As of October, the amount of debt in U.S. office markets reached $920 billion, according to the CommercialEdge review of more than 80,000 properties. Manhattan registered by far the largest volume at $174.5 billion, almost triple that of Los Angeles, which took second place with $60 billion. On the other hand, the smallest amounts of debt were expectedly seen in smaller markets such as Raleigh–Durham, N.C., and Nashville, Tenn., both clocking in at roughly $7 billion.
Impending distress on the horizon
Nationally more than 16.1 percent of all loans are slated to mature by the end of next year, representing $148.2 billion. Metro Houston will see the highest percentage of maturities in this next year, at 29.7 percent or $8 billion. Through the end of 2026, the ratio of due loans shoots up to nearly one-third, at a total exceeding $300 billion. More than half of the debt in Atlanta and Houston will reach maturity in this time frame, at 52.6 and 50.5 percent, respectively.

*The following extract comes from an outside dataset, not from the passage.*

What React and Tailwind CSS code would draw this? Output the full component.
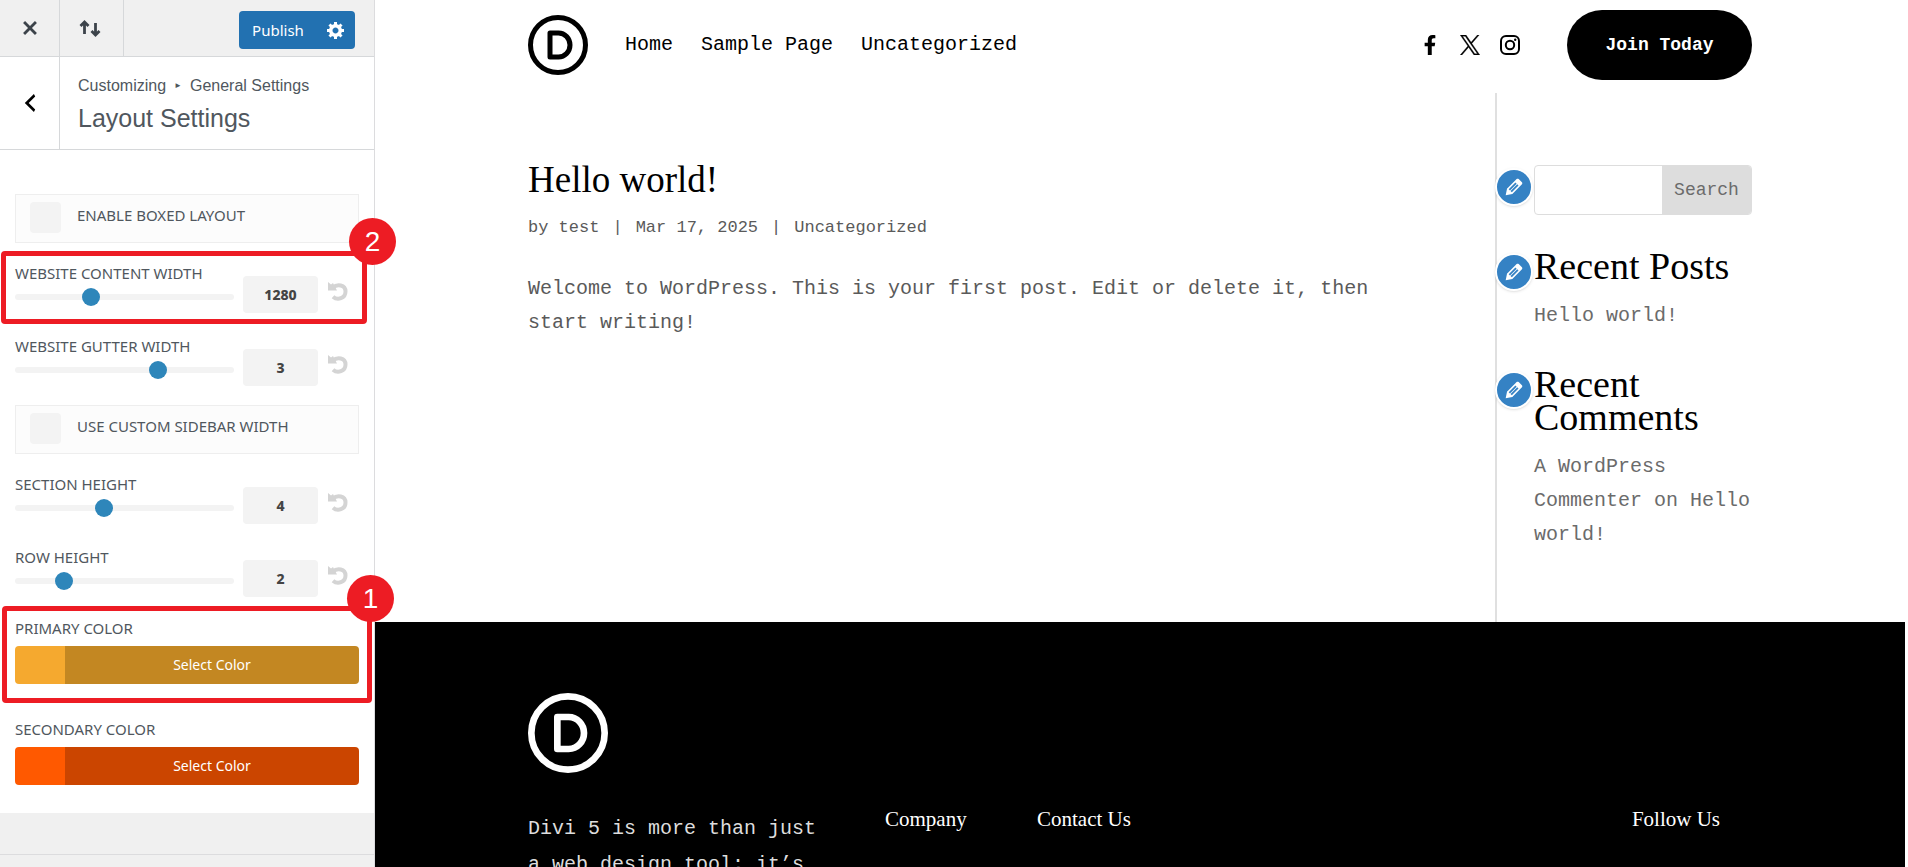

Distress within the markets has registered a sharp increase, and is expected to rise further, with 5.8 percent of CMBS loans being delinquent as of October this year, 400 basis points above the figure registered in October 2022, according to the CRE Finance Council and Trepp data quoted in the market bulletin. CMBS and collateralized loan obligation issuers securitized $3.7 billion of office loans through the first three quarters of 2023, a 75 percent year-over-year drop, as revealed by Commercial Mortgage Alert.